Hacker News new | ask | show | jobs
by Ramone 4493 days ago
It's actually pretty silly to write node.js apps in a crash-only manner. Since they often handle thousands of connections concurrently, a failure in one client's processing is pretty horrendous if it brings down a whole server (even if the server thread gets immediately restarted). This project doesn't try to solve that either though.
1 comments

In the tradeoff between a short post and a long elaboration, I erred on the side of being too terse.

Node applications can be split between stateful servers (ex. chat) and stateless (ex. API for mobile clients).

It's the stateless servers where some developers write fault tolerant / fail fast / fast restart applications. Doing so in a stateful server would be counter productive.

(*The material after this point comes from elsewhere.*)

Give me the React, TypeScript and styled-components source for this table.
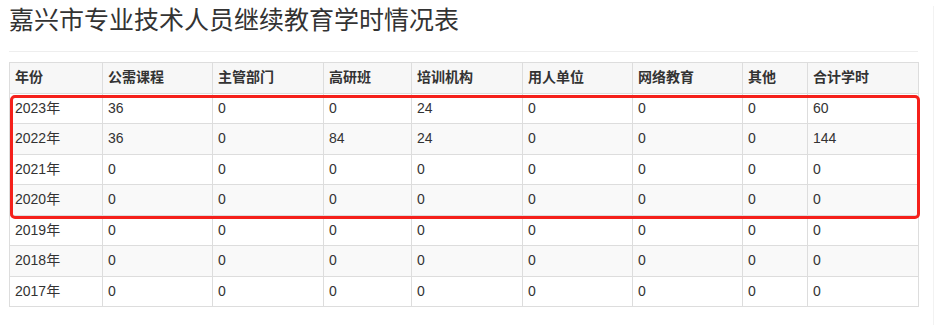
import React from "react";
import styled, { createGlobalStyle } from "styled-components";

const GlobalStyle = createGlobalStyle`
  body {
    margin: 0;
    background: #fff;
    color: #333;
    font-family: "Liberation Sans", "Noto Sans CJK SC", Arial, sans-serif;
  }
`;

const Page = styled.div`
  box-sizing: border-box;
  width: 934px;
  min-height: 325px;
  padding-left: 9px;
  border-right: 1px solid #f2f2f2;
`;

const Title = styled.h3`
  margin: 6px 0 0;
  font-size: 25px;
  font-weight: 400;
  line-height: 28px;
  color: #333;
`;

const Divider = styled.hr`
  width: 909px;
  margin: 17px 0 10px;
  border: 0;
  border-top: 1px solid #eee;
`;

const TableWrap = styled.div`
  position: relative;
  width: 909px;
`;

const Table = styled.table`
  width: 909px;
  border-collapse: collapse;
  table-layout: fixed;
  font-size: 14px;

  tbody tr:nth-child(even) {
    background: #f9f9f9;
  }
`;

const HeadRow = styled.tr`
  background: #f7f7f7;
`;

const Th = styled.th`
  border: 1px solid #ddd;
  padding: 5px;
  line-height: 19.5px;
  text-align: left;
  font-weight: 700;
  color: #333;
`;

const Td = styled.td`
  border: 1px solid #ddd;
  padding: 5px;
  line-height: 19.5px;
  text-align: left;
  color: #333;
`;

const Highlight = styled.div`
  position: absolute;
  left: 1px;
  top: 33px;
  width: 910px;
  height: 124px;
  box-sizing: border-box;
  border: 3px solid #f5201b;
  border-radius: 5px;
  pointer-events: none;
`;

const columns = [
  { label: "年份", width: 93 },
  { label: "公需课程", width: 110 },
  { label: "主管部门", width: 111 },
  { label: "高研班", width: 88 },
  { label: "培训机构", width: 111 },
  { label: "用人单位", width: 110 },
  { label: "网络教育", width: 110 },
  { label: "其他", width: 65 },
  { label: "合计学时", width: 111 },
];

const rows = [
  ["2023年", 36, 0, 0, 24, 0, 0, 0, 60],
  ["2022年", 36, 0, 84, 24, 0, 0, 0, 144],
  ["2021年", 0, 0, 0, 0, 0, 0, 0, 0],
  ["2020年", 0, 0, 0, 0, 0, 0, 0, 0],
  ["2019年", 0, 0, 0, 0, 0, 0, 0, 0],
  ["2018年", 0, 0, 0, 0, 0, 0, 0, 0],
  ["2017年", 0, 0, 0, 0, 0, 0, 0, 0],
];

const App = () => {
  return (
    <Page>
      <GlobalStyle />
      <Title>嘉兴市专业技术人员继续教育学时情况表</Title>
      <Divider />
      <TableWrap>
        <Table>
          <colgroup>
            {columns.map((c) => (
              <col key={c.label} style={{ width: c.width }} />
            ))}
          </colgroup>
          <thead>
            <HeadRow>
              {columns.map((c) => (
                <Th key={c.label}>{c.label}</Th>
              ))}
            </HeadRow>
          </thead>
          <tbody>
            {rows.map((row) => (
              <tr key={row[0]}>
                {row.map((cell, i) => (
                  <Td key={i}>{cell}</Td>
                ))}
              </tr>
            ))}
          </tbody>
        </Table>
        <Highlight />
      </TableWrap>
    </Page>
  );
};

export default App;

Also, this does not mean to imply that developers are writing sloppy code that fails constantly or that they fail to implement proper error handling. What I was stating is that unhandled exceptions are unexpected, but when they do occur they indicate something is seriously wrong. Importantly, this puts the application's state into an unknown state, which is difficult to recover from. In such situations, a robust approach is to let Node fail, restart fast, and have clean state.

The reasons this is a sound approach are:

1. If the failure is due to a memory leak, then the graphs will highlight said leak clearly

2. The unhandled exception indicates that something is very wrong. A server restart is easily seen in the logs and is a warning that deeper inspection is necessary

3. Recovering state after an unhandled exception is difficult. In a stateless server its better to just restart from a clean state. This assumes the engineers wrote the application to work from a clean state (i.e. after a restart there is no need to recreate state)

4. A fault tolerant architecture is good practice as disks can fail, CPUs can fail, network connections can fail, etc. In a cluster failure is expected and applications are architected to continue operation in the face of failure

I actually think I understood you, but I'm saying that in that case where statelessness should be an advantage, node.js is actually a much less fault tolerant environment when you compare it to most other web application servers. Most other web app servers offer

(1) request isolation (so most failures in one request can't break other requests) and

(2) a way to catch all exceptions/errors in a single request (and domains don't accomplish this, unless you know what to expect errors from, or wrap everything).

Since node.js doesn't offer those features, it's not even as fault tolerant as PHP was 15 years ago. I'm a huge fan of node.js, but one of the hardest things to do on a large application with a large number of users is to keep an instance of the server from restarting and dropping all the other in-progress requests. If you write your node.js code to be crash-only (like one might do with erlang) your clients are going to have a terrible time.

We had the problem you're describing for awhile, but have since figured out how to avoid processes going down and interrupting other reqs. Essentially, you attach a global domain, and when that domain catches an error you stop accepting new connections (obviously you have to be load-balancing between procs) and start a countdown. Some reasonable amount of time later (I think we wait 30 seconds?) you assume that any in-progress request is done and restart the process. We've found this to be very successful.
We do this too, attaching req and res objects to a domain, as well as databases and other network related objects (like smtp clients, etc). This is a huge improvement, but I'm still seeing occasional uncaught error events in our logs on a very large codebase and only in production. Some of them are just ECONNRESET events with no details given, so their origins are REALLY hard to track down. Have you got some magic for catching everything without explicitly having to find all objects that could be emitting? I'd love to hear it if so...
As soon as possible during startup, create a domain and enter it. Because entered domains form a stack, this will be a fallback if an error occurs at a place that isn't covered by any other domains.